Ni and ZTE Vice President Kan Yulun were both full of praise for themselves for another online promotion that saw the Nubia z5s mini model, which costs 1,499, log orders for 83,000 units in the first one minute and 48 seconds of the sale. The posts are purely promotional and not really worth repeating here, but they do show that ZTE and Huawei are suffering from a serious case of Xiaomi envy. Whether or not Honor or Nubia will succeed in copying Xiaomi's "cool" business model is an open question for now; but if I were betting I'd put the chances for success at less than 30 per cent in each case.

While ZTE and Huawei were both squarely focused on China, Xiaomi's own attention was fixed on the global market as it aims to export its trendy model to the rest of the world. Hints of a new major distribution agreement that could help it achieve that goal were coming from Hugo Barra, the former high-level executive in Google's (Nasdaq: GOOG) Android division who defected to Xiaomi over the summer.

In one of his microblog posts week, Barra says simply that Xiaomi co-founder Lin Bin has just held a meeting with Marcelo Claure, founder and CEO of Brightstar, one of the world's top smartphone distributors. The post includes a photo of Lin, Claure and two others playing a game of foozball during a break from one of their meetings, with the strong implication that Barra was also present at the meetings and snapped the photo.

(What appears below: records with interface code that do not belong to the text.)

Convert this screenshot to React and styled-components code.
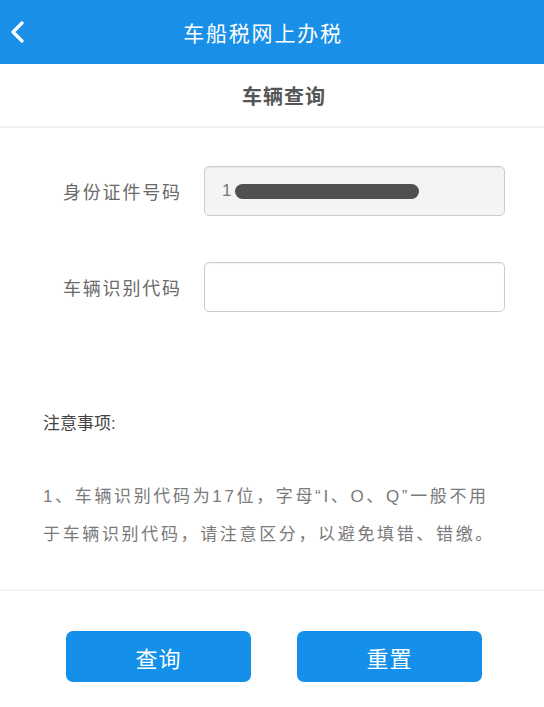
import React from 'react';
import styled, { createGlobalStyle } from 'styled-components';

const GlobalStyle = createGlobalStyle`
    html, body {
        margin: 0;
        padding: 0;
        background: #ffffff;
        font-family: 'Liberation Sans', 'Noto Sans CJK SC', sans-serif;
    }
`;

const fields = [
    { label: '身份证件号码', value: '14', masked: true, disabled: true },
    { label: '车辆识别代码', value: '', masked: false, disabled: false },
];

const BackIcon = () => (
    <svg width='16' height='22' viewBox='0 0 16 22' fill='none'>
        <path
            d='M13 2 L4 11 L13 20'
            stroke='#ffffff'
            strokeWidth='3.2'
            strokeLinecap='round'
            strokeLinejoin='round'
        />
    </svg>
);

export default function App() {
    return (
        <Page>
            <GlobalStyle />
            <Header>
                <BackButton>
                    <BackIcon />
                </BackButton>
                <Title>车船税网上办税</Title>
            </Header>
            <SubHeader>
                <SubTitle>车辆查询</SubTitle>
            </SubHeader>

            <Form>
                {fields.map((f) => (
                    <Row key={f.label}>
                        <Label>{f.label}</Label>
                        <InputBox disabled={f.disabled}>
                            {f.value && <InputText>{f.value.slice(0, 1)}</InputText>}
                            {f.masked && <Mask />}
                        </InputBox>
                    </Row>
                ))}
            </Form>

            <Notes>
                <NotesTitle>注意事项:</NotesTitle>
                <NotesText>
                    1、车辆识别代码为17位，字母“I、O、Q”一般不用
                    <br />
                    于车辆识别代码，请注意区分，以避免填错、错缴。
                </NotesText>
            </Notes>

            <Actions>
                <ActionButton>查询</ActionButton>
                <ActionButton>重置</ActionButton>
            </Actions>
        </Page>
    );
}

const Page = styled.div`
    width: 544px;
    min-height: 707px;
    background: #ffffff;
`;

const Header = styled.div`
    height: 64px;
    background: #1a8fe8;
    display: flex;
    align-items: center;
    position: relative;
`;

const BackButton = styled.div`
    position: absolute;
    left: 9px;
    top: 21px;
    display: flex;
`;

const Title = styled.div`
    flex: 1;
    text-align: center;
    color: #ffffff;
    font-size: 21px;
    letter-spacing: 1.8px;
    padding-right: 18px;
`;

const SubHeader = styled.div`
    height: 62px;
    border-bottom: 2px solid #f3f3f3;
    display: flex;
    align-items: center;
    justify-content: center;
`;

const SubTitle = styled.div`
    font-size: 20px;
    font-weight: 700;
    color: #555555;
    letter-spacing: 1px;
    padding-left: 24px;
`;

const Form = styled.div`
    display: flex;
    flex-direction: column;
    gap: 46px;
    padding: 38px 39px 0 63px;
`;

const Row = styled.div`
    display: grid;
    grid-template-columns: 141px 1fr;
    align-items: center;
`;

const Label = styled.div`
    font-size: 18px;
    color: #6a6a6a;
    letter-spacing: 1.8px;
    white-space: nowrap;
`;

const InputBox = styled.div`
    height: 48px;
    border: 1px solid #cccccc;
    border-radius: 5px;
    background: ${(p) => (p.disabled ? '#f4f4f4' : '#ffffff')};
    box-shadow: inset 0 1px 1px rgba(0, 0, 0, 0.06);
    display: flex;
    align-items: center;
    padding-left: 17px;
`;

const InputText = styled.span`
    font-size: 17px;
    color: #777777;
`;

const Mask = styled.span`
    width: 184px;
    height: 15px;
    margin-left: 4px;
    border-radius: 8px;
    background: #505050;
`;

const Notes = styled.div`
    padding: 100px 30px 35px 43px;
    border-bottom: 2px solid #f3f3f3;
`;

const NotesTitle = styled.div`
    font-size: 17px;
    line-height: 24px;
    color: #444444;
`;

const NotesText = styled.div`
    margin-top: 42px;
    font-size: 17px;
    line-height: 38px;
    letter-spacing: 2.65px;
    color: #7a7a7a;
    white-space: nowrap;
`;

const Actions = styled.div`
    display: flex;
    justify-content: center;
    gap: 46px;
    padding: 40px 0 0 4px;
`;

const ActionButton = styled.div`
    width: 185px;
    height: 51px;
    border-radius: 7px;
    background: #1490ea;
    color: #ffffff;
    font-size: 22px;
    letter-spacing: 1px;
    display: flex;
    align-items: center;
    justify-content: center;
`;
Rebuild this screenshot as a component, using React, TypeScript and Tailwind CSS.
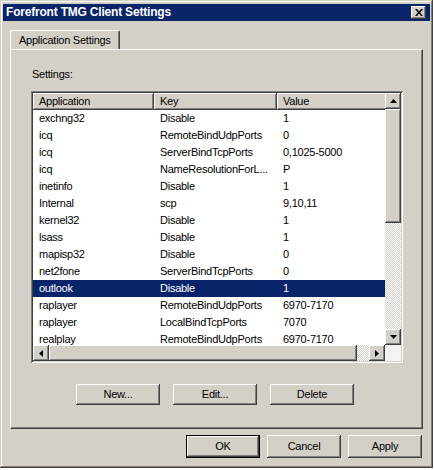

One of Lei Jun's major objectives in hiring Barra was to drive Xiaomi's global expansion beyond China and Asia. The company currently counts China as its main market, but has also recently expanded into Hong Kong, Taiwan and some Southeast Asian countries. I'll admit I don't know much about Brightstar, though its website says it has a presence in 50 countries and is the world's 58th largest privately owned firm. Look for Xiaomi and Brightstar to ink a distribution deal soon, if they haven't already, and for some big announcements about the company's move into new global markets shortly after that.